It has been argued that mind emerged from the natural selection of abilities to reason about the consequences of hypothetical actions (Popper, 1978). Rather than performing an action that would have fatal consequences, the action can be thought about, evaluated, and discarded before actually being performed.

Popper’s position is central to much research in artificial intelligence and cognitive science. The fundamental hypothesis of such classical or symbolic research is that cognition is computation, that thinking is the rule-governed manipulation of symbols that represent the world. Thus the key role of cognition is planning: on the basis of perceptual information, the mind builds a model of the world, and uses this model to plan the next action to be taken. This has been called the sense–think–act cycle (Pfeifer & Scheier, 1999). Classical cognitive science has studied the thinking component of this cycle (What symbols are used to represent the world? What rules are used to manipulate these symbols? What methods are used to choose which rule to apply at a given time?), often at the expense of studying sensing and acting (Anderson et al., 2004; Newell, 1990).

A consequence of the sense–think–act cycle is diminished environmental control over humans. “Among the multitude of animals which scamper, fly, burrow and swim around us, man is the only one who is not locked into his environment. His imagination, his reason, his emotional subtlety and toughness, make it possible for him not to accept the environment, but to change it” (Bronowski, 1973, p. 19). In modern cognitivism, mind reigns over matter.

Ironically, cognitivism antagonizes the view that cognition makes humans special. If cognition is computation, then certain artifacts might be cognitive as well. The realization that digital computers are general purpose symbol manipulators implies the possibility of machine intelligence (Turing, 1950): “I believe that at the end of the century the use of words and general educated opinion will have altered so much that one will be able to speak of machines thinking without expecting to be contradicted” (p. 442).

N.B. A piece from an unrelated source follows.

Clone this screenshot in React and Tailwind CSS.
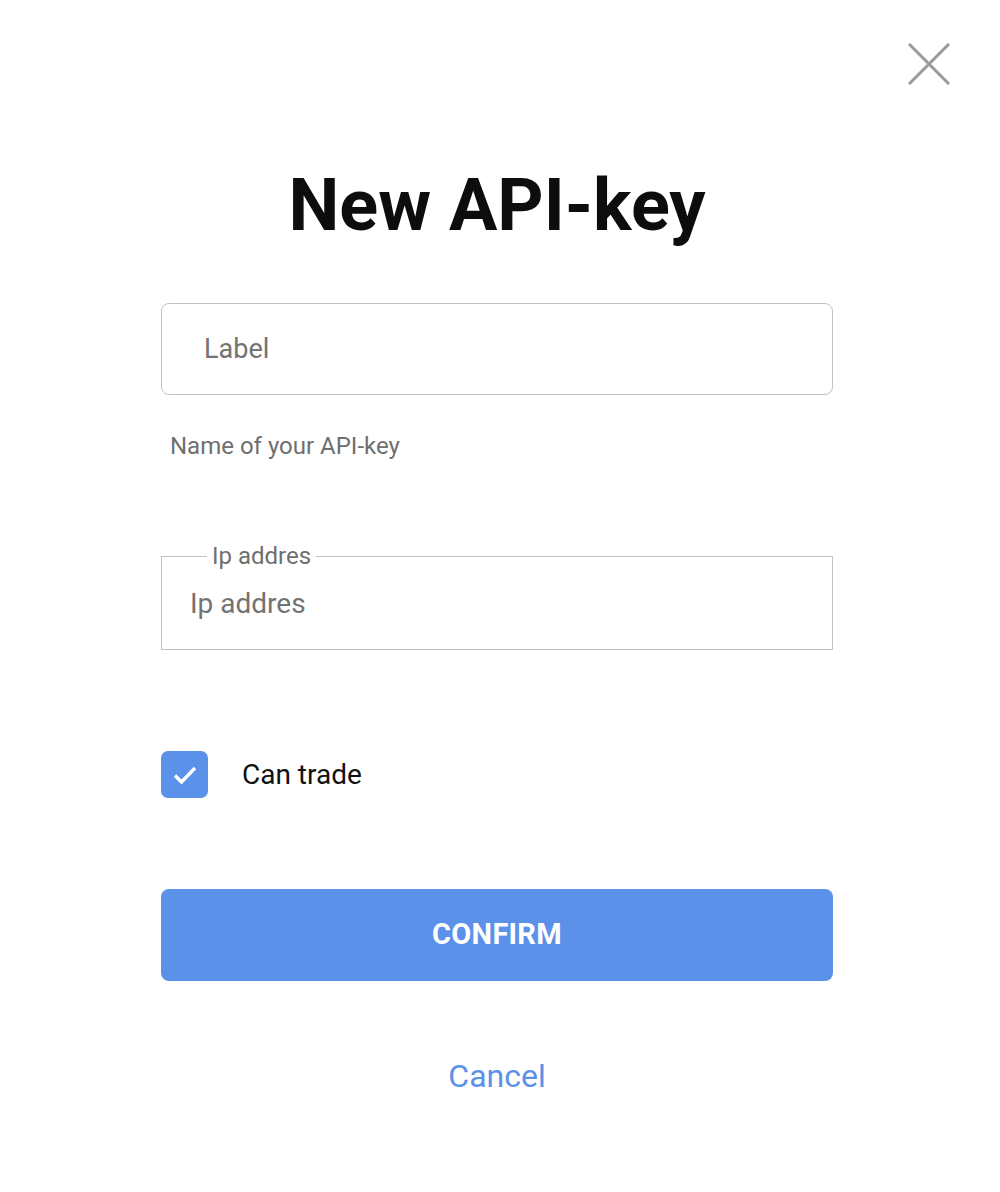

However, classical cognitivism is also subject to competing points of view. A growing number of researchers are concerned that the emphasis on planning using representations of the world is ultimately flawed. They argue that the mind is not a planner, but is instead a controller that links perceptions with actions without requiring planning, reasoning, or central control. They would like to replace the “sense–think–act” cycle with a “sense–act” cycle in which the world serves as a model of itself. Interestingly, this approach assumes that human intelligence is largely controlled by the environment, perhaps making us less special than we desire. The purpose of this book is to explore this alternative view of cognition.

In his classic study, Lewis Morgan noted that “in structural organization the beaver occupies a low position in the scale of mammalian forms” (Morgan, 1868/1986, p. 17). Nonetheless, the beaver is renowned for its artifacts. “Around him are the dam, the lodge, the burrow, the tree-cutting, and the artificial canal; each testifying to his handiwork, and affording us an opportunity to see the application as well as the results of his mental and physical powers” (p. 18). In short, beavers — like humans — construct their own environments.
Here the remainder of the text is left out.